The people of Zambia make money. The more people make money and
contribute to the cost of health care, the more and better services we can all
have access to.
In addition to asking more
Zambians to contribute, cost-effectiveness also means improved efficiency in
the management of health resources by health workers. Poor prescription
practices, inefficient surgical procedures, incompetence, pilfering of
supplies, all cost the taxpayer more money. The patient who is not properly
treated will stay longer in the hospital or come back sooner rather than later
at an even greater cost to the taxpayer.
That brings me to the other
principle, quality care. Quality in health care is the effectiveness with which
we attend to the health needs of the population. For the patient in a clinical
setting, quality care means the absence of side-effects arising from treatment,
( in technical terms iatrogenic effects), it means a reduced stay in a hospital
bed, a positive feeling about the amount of attention received and the way it
is provided. It also means access to services when a patient needs them;
acceptability of services to the patient; a voice or say in the treatment
provided, and last but not least, trust in those treating you and caring for
you. When these things are not experienced by the individual who passes through
the doors of our health institution, then the job of health care has been less
than quality assured.
Finally, our health vision refers
to emphasis on family as a focus of our services. The reason is simple. The
first health provider is a family member. Sometimes the only "doctor"
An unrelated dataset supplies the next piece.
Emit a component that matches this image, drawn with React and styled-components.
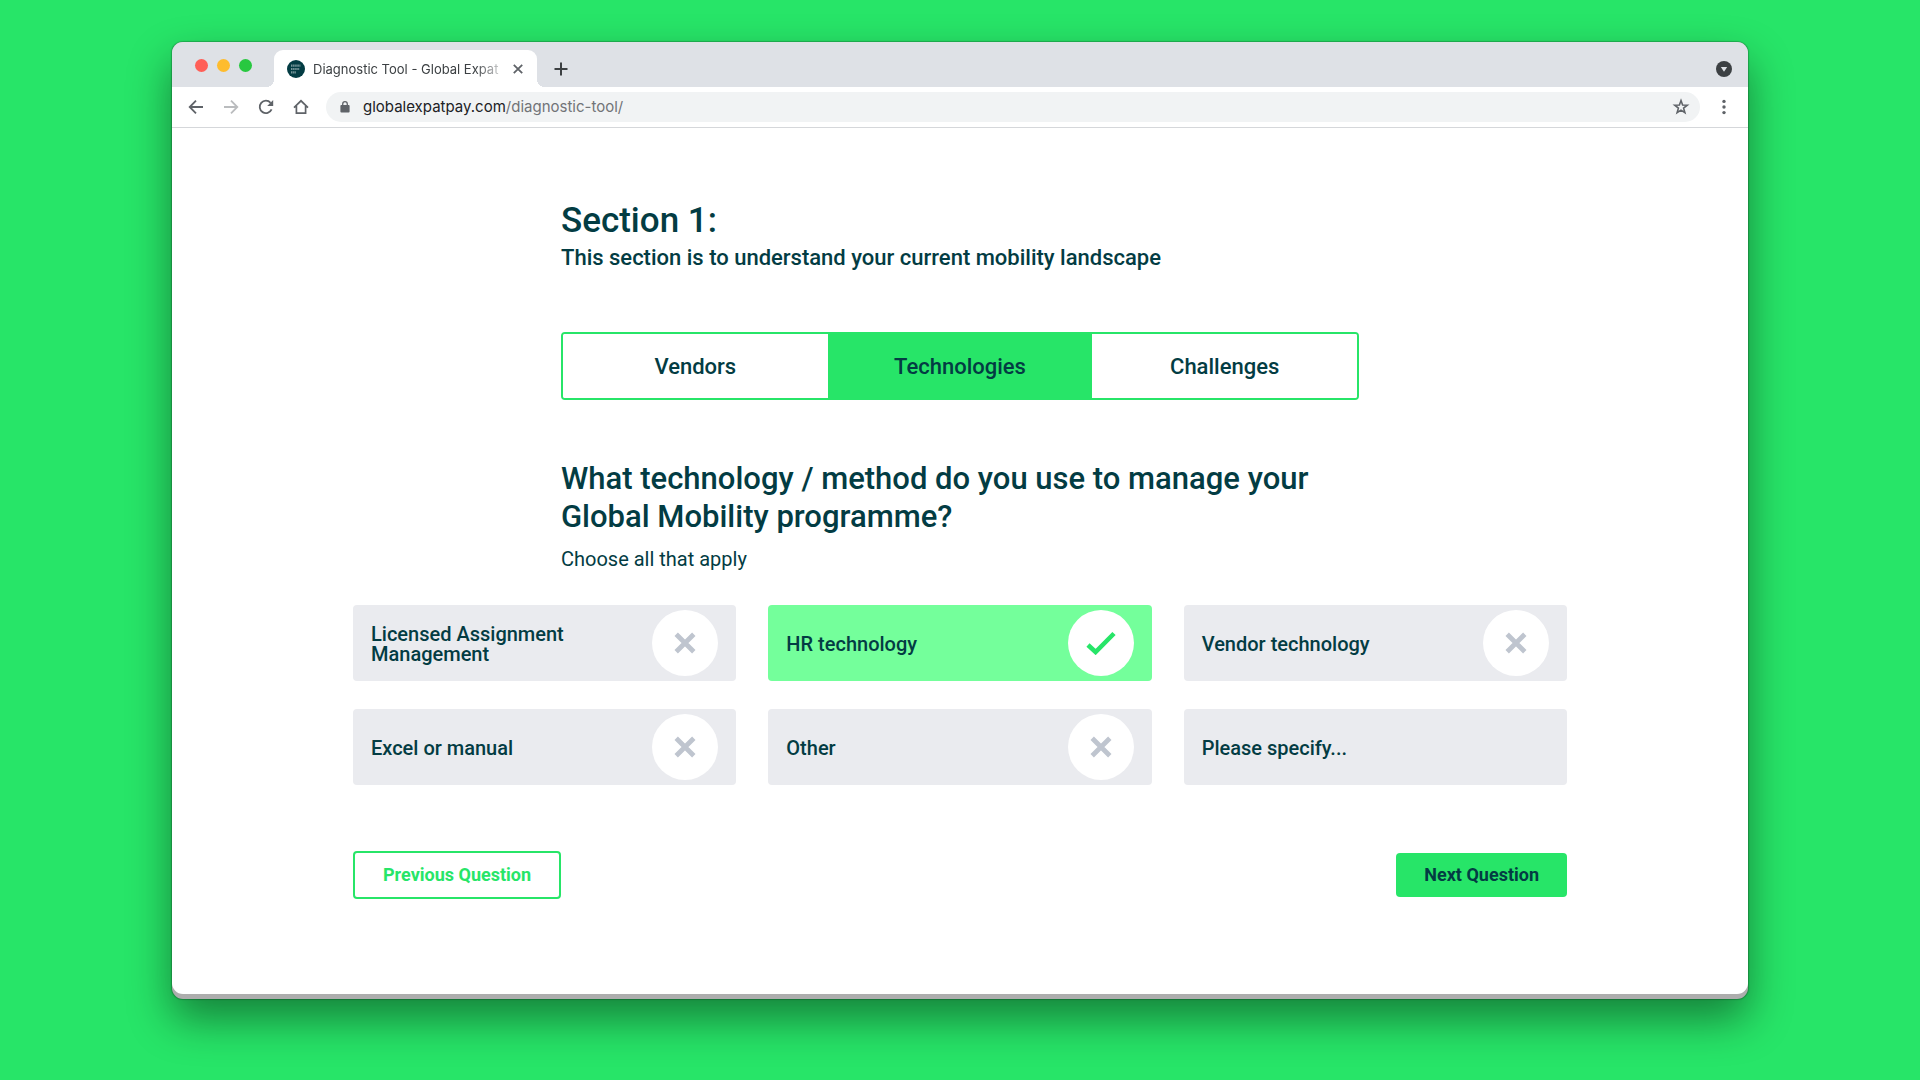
import React, { useState } from "react";
import styled, { createGlobalStyle, css } from "styled-components";

const color = {
  green: "#27e568",
  mint: "#74ff9b",
  ink: "#033c43",
  card: "#eaebef",
  cross: "#bfc5cf",
  chrome: "#dee1e6",
  icon: "#5f6368",
};

const GlobalStyle = createGlobalStyle`
  *, *::before, *::after { box-sizing: border-box; }
  body { margin: 0; background: ${color.green}; }
  button, input { font: inherit; color: inherit; }
  button { cursor: pointer; }
`;

const Desktop = styled.div`
  min-height: 100vh;
  padding: 42px 172px 80px;
  background: ${color.green};
  font-family: Roboto, "Liberation Sans", sans-serif;
  color: ${color.ink};
`;

const Window = styled.div`
  padding-bottom: 5px;
  border-radius: 11px;
  overflow: hidden;
  background: #adadad;
  box-shadow: 0 0 1px 1px rgba(0, 0, 0, 0.22), 0 20px 44px rgba(0, 0, 0, 0.44);
`;

const TabStrip = styled.div`
  display: flex;
  align-items: flex-end;
  height: 45px;
  padding: 0 16px 0 23px;
  background: ${color.chrome};
  font-family: Inter, "Liberation Sans", sans-serif;
`;

const Lights = styled.div`
  display: flex;
  gap: 9px;
  margin-right: 22px;
  padding-bottom: 15px;
`;

const Light = styled.span`
  width: 13px;
  height: 13px;
  border-radius: 50%;
  background: ${(p) => p.$fill};
`;

const BrowserTab = styled.div`
  position: relative;
  display: flex;
  align-items: center;
  gap: 8px;
  width: 263px;
  height: 37px;
  padding: 0 10px 0 13px;
  border-radius: 9px 9px 0 0;
  background: #fff;

  &::before,
  &::after {
    content: "";
    position: absolute;
    bottom: 0;
    width: 8px;
    height: 8px;
  }
  &::before {
    right: 100%;
    background: radial-gradient(circle at 0 0, transparent 8px, #fff 8px);
  }
  &::after {
    left: 100%;
    background: radial-gradient(circle at 100% 0, transparent 8px, #fff 8px);
  }
`;

const Favicon = styled.span`
  display: grid;
  flex: none;
  width: 18px;
  height: 18px;
`;

const TabTitle = styled.span`
  flex: 1;
  white-space: nowrap;
  font-size: 13px;
  line-height: 18px;
  color: #3c4043;
  mask-image: linear-gradient(to right, #000 86%, transparent 104%);
`;

const IconButton = styled.button`
  display: grid;
  place-items: center;
  flex: none;
  width: ${(p) => p.$size || 34}px;
  height: ${(p) => p.$size || 34}px;
  padding: 0;
  border: 0;
  background: none;
  color: ${(p) => (p.$dim ? "#babcbe" : color.icon)};
`;

const StripAction = styled(IconButton)`
  height: 37px;
  color: #3c4043;
  margin-left: ${(p) => (p.$end ? "auto" : "11px")};
`;

const Toolbar = styled.div`
  display: flex;
  align-items: center;
  gap: 1px;
  height: 41px;
  padding: 0 7px;
  border-bottom: 1px solid #d5d7da;
  background: #fff;
`;

const Address = styled.div`
  display: flex;
  flex: 1;
  align-items: center;
  gap: 12px;
  height: 30px;
  margin: 0 6px 0 7px;
  padding: 0 4px 0 13px;
  border-radius: 15px;
  background: #f1f3f4;
  font-family: Inter, "Liberation Sans", sans-serif;
  font-size: 15px;
  line-height: 20px;
  color: #717478;
`;

const Url = styled.a`
  flex: 1;
  color: inherit;
  text-decoration: none;
`;

const Host = styled.span`
  color: #202124;
`;

const Page = styled.main`
  padding: 68px 40px 95px;
  border-radius: 0 0 11px 11px;
  background: #fff;
`;

const Content = styled.div`
  max-width: 1214px;
  margin: 0 auto;
`;

const Column = styled.div`
  max-width: 798px;
  margin: 0 auto;
`;

const SectionTitle = styled.h1`
  margin: 0;
  padding-top: 2px;
  font-size: 35px;
  line-height: 46px;
  font-weight: 500;
`;

const SectionText = styled.p`
  margin: 0 0 60px;
  font-size: 22px;
  line-height: 28px;
  font-weight: 500;
`;

const Tabs = styled.div`
  display: grid;
  grid-template-columns: repeat(3, 1fr);
  border: 2px solid ${color.green};
  border-radius: 4px;
  overflow: hidden;
`;

const Tab = styled.button`
  height: 64px;
  padding: 2px 0 0;
  border: 0;
  background: ${(p) => (p.$active ? color.green : "#fff")};
  font-size: 22px;
  line-height: 28px;
  font-weight: 500;
`;

const Question = styled.h2`
  margin: 60px 0 9px;
  font-size: 31px;
  line-height: 38px;
  font-weight: 500;
`;

const Hint = styled.p`
  margin: 0 0 32px;
  font-size: 20px;
  line-height: 28px;
`;

const Options = styled.div`
  display: grid;
  grid-template-columns: repeat(3, 1fr);
  gap: 28px 32px;
`;

const cardStyle = css`
  min-height: 76px;
  border-radius: 4px;
  font-size: 20px;
  line-height: 20px;
  font-weight: 500;
`;

const OptionCard = styled.label`
  ${cardStyle}
  display: flex;
  align-items: center;
  justify-content: space-between;
  padding: 5px 18px;
  background: ${(p) => (p.$checked ? color.mint : color.card)};
  cursor: pointer;
`;

const OptionText = styled.span`
  max-width: 220px;
  padding-top: 2px;
`;

const Toggle = styled.span`
  display: grid;
  place-items: center;
  flex: none;

  > * {
    grid-area: 1 / 1;
  }
  > svg {
    pointer-events: none;
  }
`;

const Tick = styled.input`
  appearance: none;
  width: 66px;
  height: 66px;
  margin: 0;
  border-radius: 50%;
  background: #fff;
  cursor: pointer;
`;

const Specify = styled.input`
  ${cardStyle}
  width: 100%;
  padding: 2px 18px 0;
  border: 0;
  background: ${color.card};

  &::placeholder {
    color: ${color.ink};
    opacity: 1;
  }
`;

const Actions = styled.div`
  display: flex;
  align-items: center;
  justify-content: space-between;
  margin-top: 66px;
`;

const ActionButton = styled.button`
  padding: 10px 28px;
  border: ${(p) => (p.$outline ? `2px solid ${color.green}` : "0")};
  border-radius: 4px;
  background: ${(p) => (p.$outline ? "#fff" : color.green)};
  color: ${(p) => (p.$outline ? color.green : color.ink)};
  font-size: 18px;
  line-height: 24px;
  font-weight: 700;
`;

const Stroke = ({ d, size = 18, width = 2 }) => (
  <svg width={size} height={size} viewBox="0 0 18 18" fill="none" stroke="currentColor" strokeWidth={width} aria-hidden="true">
    <path d={d} />
  </svg>
);

const Logo = () => (
  <svg width="18" height="18" viewBox="0 0 18 18" aria-hidden="true">
    <circle cx="9" cy="9" r="9" fill={color.ink} />
    <path d="M4 5.6h9.4M4 9h8.6M4 12.4h5" stroke="#a9bec0" strokeWidth="2.2" strokeDasharray="1.5 .6" opacity=".7" />
  </svg>
);

const Reload = () => (
  <svg width="18" height="18" viewBox="0 0 18 18" aria-hidden="true">
    <path d="M14.6 11.4a6.2 6.2 0 1 1-1-6.6" fill="none" stroke="currentColor" strokeWidth="1.8" />
    <path d="M16.2 2v6h-6z" fill="currentColor" />
  </svg>
);

const Lock = () => (
  <svg width="12" height="14" viewBox="0 0 12 14" aria-hidden="true">
    <rect x="1.4" y="5" width="9.2" height="7.6" rx="1" fill={color.icon} />
    <path d="M3.7 5.5V3.9a2.3 2.3 0 0 1 4.6 0v1.6" fill="none" stroke={color.icon} strokeWidth="1.3" />
  </svg>
);

const Star = () => (
  <svg width="18" height="18" viewBox="0 0 18 18" aria-hidden="true">
    <path d="M9 2.6l1.6 4.4 4.7.2-3.7 2.9 1.3 4.6L9 12.1l-3.9 2.6 1.3-4.6L2.700 7.200l4.700-.2z" fill="none" stroke="currentColor" strokeWidth="1.6" />
  </svg>
);

const Dots = () => (
  <svg width="18" height="18" viewBox="0 0 18 18" fill="currentColor" aria-hidden="true">
    <circle cx="9" cy="3.4" r="1.7" />
    <circle cx="9" cy="9" r="1.7" />
    <circle cx="9" cy="14.6" r="1.7" />
  </svg>
);

const TabSearch = () => (
  <svg width="16" height="16" viewBox="0 0 16 16" aria-hidden="true">
    <circle cx="8" cy="8" r="8" fill="currentColor" />
    <path d="M4.8 6h6.4L8 10.8z" fill={color.chrome} />
  </svg>
);

const Cross = () => (
  <svg width="22" height="22" viewBox="0 0 22 22" aria-hidden="true">
    <path d="M2.200 2.200l17.600 17.600M19.800 2.200L2.200 19.800" stroke={color.cross} strokeWidth="4.800" />
  </svg>
);

const Check = () => (
  <svg width="30" height="24" viewBox="0 0 30 24" aria-hidden="true">
    <path d="M2 14l7.600 7L28 2.500" fill="none" stroke={color.green} strokeWidth="4.600" />
  </svg>
);

const options = ["Licensed Assignment Management", "HR technology", "Vendor technology", "Excel or manual", "Other"];
const steps = ["Vendors", "Technologies", "Challenges"];

export default function App() {
  const [step, setStep] = useState("Technologies");
  const [chosen, setChosen] = useState(["HR technology"]);
  const toggle = (name) =>
    setChosen((list) => (list.includes(name) ? list.filter((n) => n !== name) : [...list, name]));

  return (
    <Desktop>
      <GlobalStyle />
      <Window>
        <TabStrip>
          <Lights>
            <Light $fill="#ff5f57" />
            <Light $fill="#febc2e" />
            <Light $fill="#28c840" />
          </Lights>
          <BrowserTab>
            <Favicon><Logo /></Favicon>
            <TabTitle>Diagnostic Tool - Global Expat</TabTitle>
            <IconButton $size={18} aria-label="Close tab">
              <Stroke d="M4.800 4.800l8.400 8.400M13.200 4.800l-8.400 8.400" width={1.8} />
            </IconButton>
          </BrowserTab>
          <StripAction $size={26} aria-label="New tab">
            <Stroke d="M9 2.500v13M2.500 9h13" />
          </StripAction>
          <StripAction $size={16} $end aria-label="Search tabs">
            <TabSearch />
          </StripAction>
        </TabStrip>
        <Toolbar>
          <IconButton aria-label="Back"><Stroke d="M16 9H3M9 2.700L2.700 9 9 15.300" width={1.8} /></IconButton>
          <IconButton $dim aria-label="Forward"><Stroke d="M2 9h13M9 2.700L15.300 9 9 15.300" width={1.8} /></IconButton>
          <IconButton aria-label="Reload"><Reload /></IconButton>
          <IconButton aria-label="Home"><Stroke d="M2 9.600L9 2.800l7 6.800M4.400 8v7.200h9.200V8" width={1.7} /></IconButton>
          <Address>
            <Lock />
            <Url href="#diagnostic-tool"><Host>globalexpatpay.com</Host>/diagnostic-tool/</Url>
            <IconButton $size={30} aria-label="Bookmark"><Star /></IconButton>
          </Address>
          <IconButton aria-label="Menu"><Dots /></IconButton>
        </Toolbar>
        <Page>
          <Content>
            <Column>
              <SectionTitle>Section 1:</SectionTitle>
              <SectionText>This section is to understand your current mobility landscape</SectionText>
              <Tabs>
                {steps.map((name) => (
                  <Tab key={name} $active={name === step} onClick={() => setStep(name)}>{name}</Tab>
                ))}
              </Tabs>
              <Question>What technology / method do you use to manage your Global Mobility programme?</Question>
              <Hint>Choose all that apply</Hint>
            </Column>
            <Options>
              {options.map((name) => {
                const checked = chosen.includes(name);
                return (
                  <OptionCard key={name} $checked={checked}>
                    <OptionText>{name}</OptionText>
                    <Toggle>
                      <Tick type="checkbox" checked={checked} onChange={() => toggle(name)} />
                      {checked ? <Check /> : <Cross />}
                    </Toggle>
                  </OptionCard>
                );
              })}
              <Specify type="text" placeholder="Please specify..." aria-label="Please specify" />
            </Options>
            <Actions>
              <ActionButton $outline>Previous Question</ActionButton>
              <ActionButton>Next Question</ActionButton>
            </Actions>
          </Content>
        </Page>
      </Window>
    </Desktop>
  );
}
is a family member who brings home an assortment of herbal medications from the
surrounding bushes and beyond.
It is within the family that decisions to take
any of us to the hospital are made. It is family members who will pay for
transport bills and ensure that after discharge, the necessary home care to
ensure restoration to normal activity, including good nutrition and emotional
support, are done. And indeed, after all treatment fails, it will be the family
that will have to escort us to our resting places seven feet under.
As Zambians, we all know that in
matters of health practice, it is often the woman in the household who knows
anything about underfive clinics, CDD, UCI, HEPS, and boiling water to prevent
cholera. It is this health worker we must strengthen our partnership with, by
organizing our health services conscious of the fact that she is only human. If
health services are not designed in this gender sensitive manner, they will
fail to produce quality care.
At this point, let me turn to the
issues of ethical behaviour. If the principles I have described which lie
behind our health services reforms are sound, then the
professional conditions necessary to effect them must be specified. The
existence of health professions presupposes an ethical principle. Yet, on two
separate occasions in two Hospitals in 1995 and during the unfortunate doctors
strike that was precipitated by the leadership crisis in the health Ministry
during the Nkandu Luo-Ernest Mwansa- David Mpamba era, I came face to face with
a depressing reality. I was told by some
young doctors, "who cares about professionalism". I argued, and perhaps
in vain (but I hope not) that that is all that makes a difference between
plumbers and medicine men and women.
I understood the anger by the
junior doctors. What I have never understood is the zeal with which these three
ministers believed firing junior doctors was the best policy response to the
crisis in health care that the young doctors had identified in their
complaints? It is now with hindsight, interesting, that these ministers were
after Chiluba’s failed “Third Term” bid which I personally despised,
championing order. Having directly been responsible for firing 300 junior
doctors, they now wanted to present themselves as the heroes of the suffering
public? God help us. This is just a simple question of leadership.